Em toda a UE, apenas os dilacerados mercados de trabalho de Portugal e Grécia pagam salários médios mais baixos que aqueles recebidos pelos trabalhadores ingleses, que votaram maciçamente no Brexit, na última sexta-feira.
São ingleses, também, os experimentos mais radicais de desregulação do mercado de trabalho em curso na UE.
A mão de obra ‘just in time’, como já observou Carta Maior neste espaço, é uma dessas modalidades ultraflex, acalentadas aqui pelos paladinos da terceirização total.
A nova tecnologia trabalhista reduz o empregado a um insumo requisitado da rua apenas quando a demanda imediata o exige.

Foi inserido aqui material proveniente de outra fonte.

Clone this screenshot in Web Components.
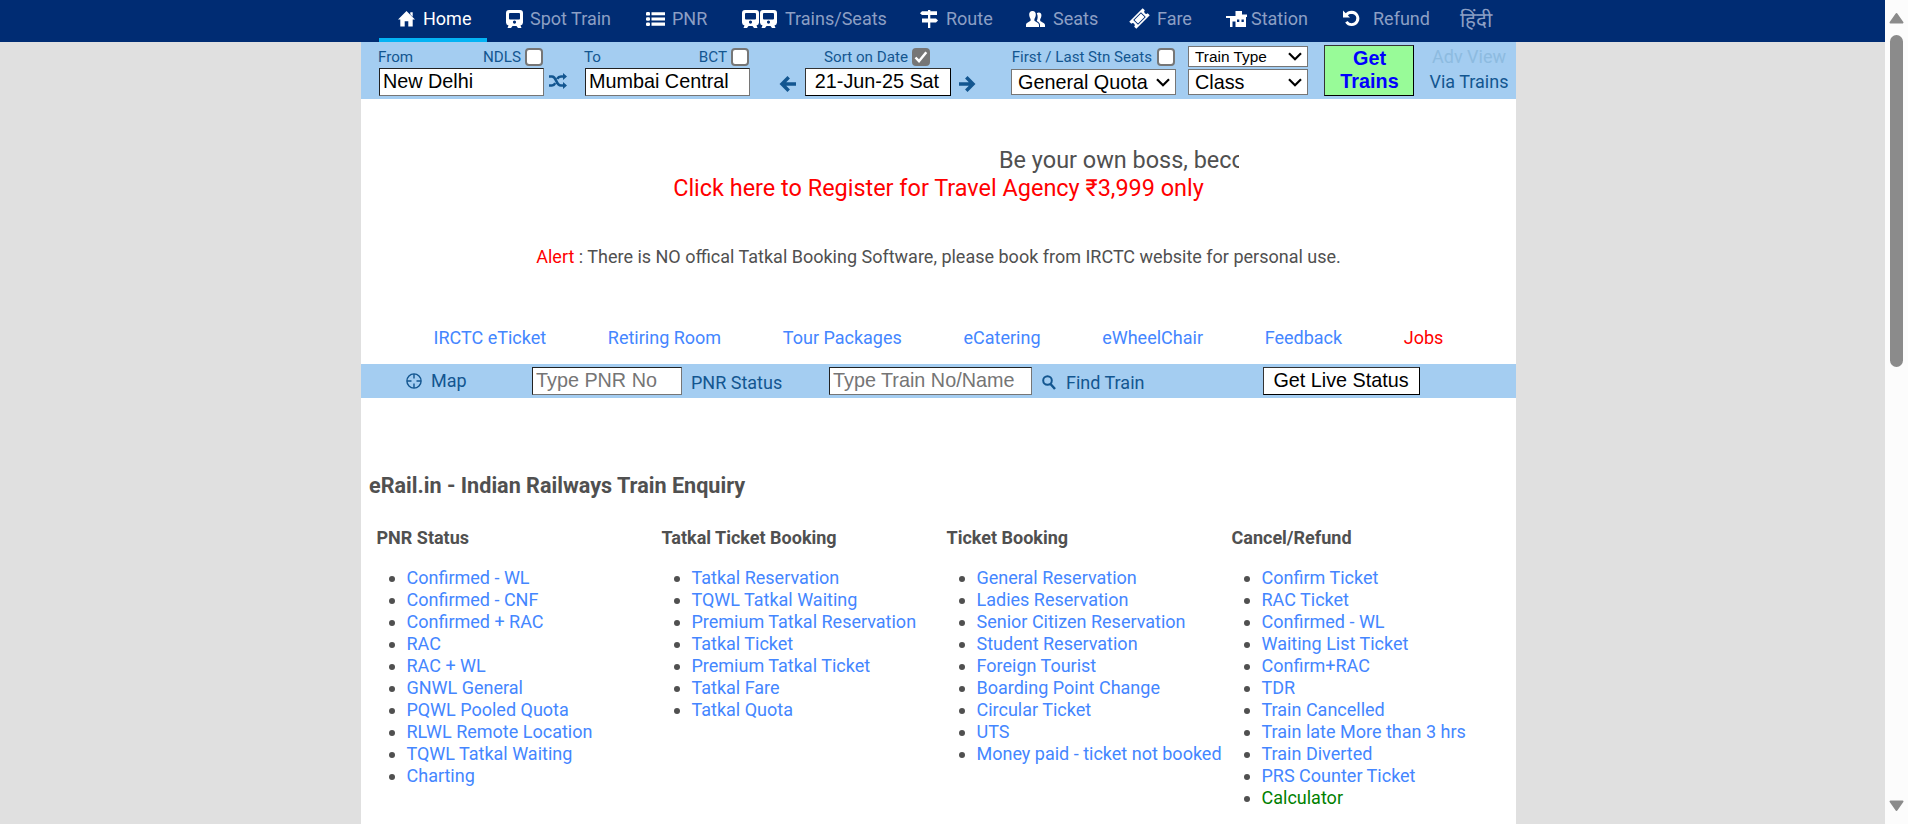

Somente o tempo de uso estrito pela engrenagem produtiva será remunerado.
É melhor que a senzala.
Há 700 mil ‘insumos humanos’ desse tipo no capitalismo britânico, sendo a modalidade de ‘emprego’ que mais cresce na terra de Shakespeare, onde a decadência laboral e o fastígio da riqueza financeira pareciam conviver funcionalmente, até a abertura das urnas no dia 24.
O que esse conjunto de martírios e recusa nos diz é que um ciclo está se fechando na sociedade capitalista no século XXI.
A supremacia financeira insaciável perdeu a capacidade de girar a roda da história na direção das necessidades objetivas e psicológicas da humanidade.
Engasgado na própria saliva, o neoliberalismo regurgitar a autodissolução em manifestações de extremismo conservador.
O desenlace permanece em aberto em todo o mundo, a evidenciar uma mudança de época que não encontrou ainda um protagonista capaz de virar a página do calendário.
Não há escolha fácil nesse ambiente difícil, assoalhado de chão mole por todos os lados.
O terremoto deve sacudir o sonambulismo da esquerda mundial a partir de agora.
A demanda por recheios distintos da rendição aos mercados vai acabar produzindo a sua oferta.
Mas o tempo para a resposta democrática encurtou.
Uma heroica renovação da esquerda, ou a sua não menos trágica extinção em benefício de manifestações totalitárias emergentes, é o que pulsa no monitor da história.
O anacronismo temerário da agenda golpista no Brasil estreitou adicionalmente o tempo dessa escolha entre nós.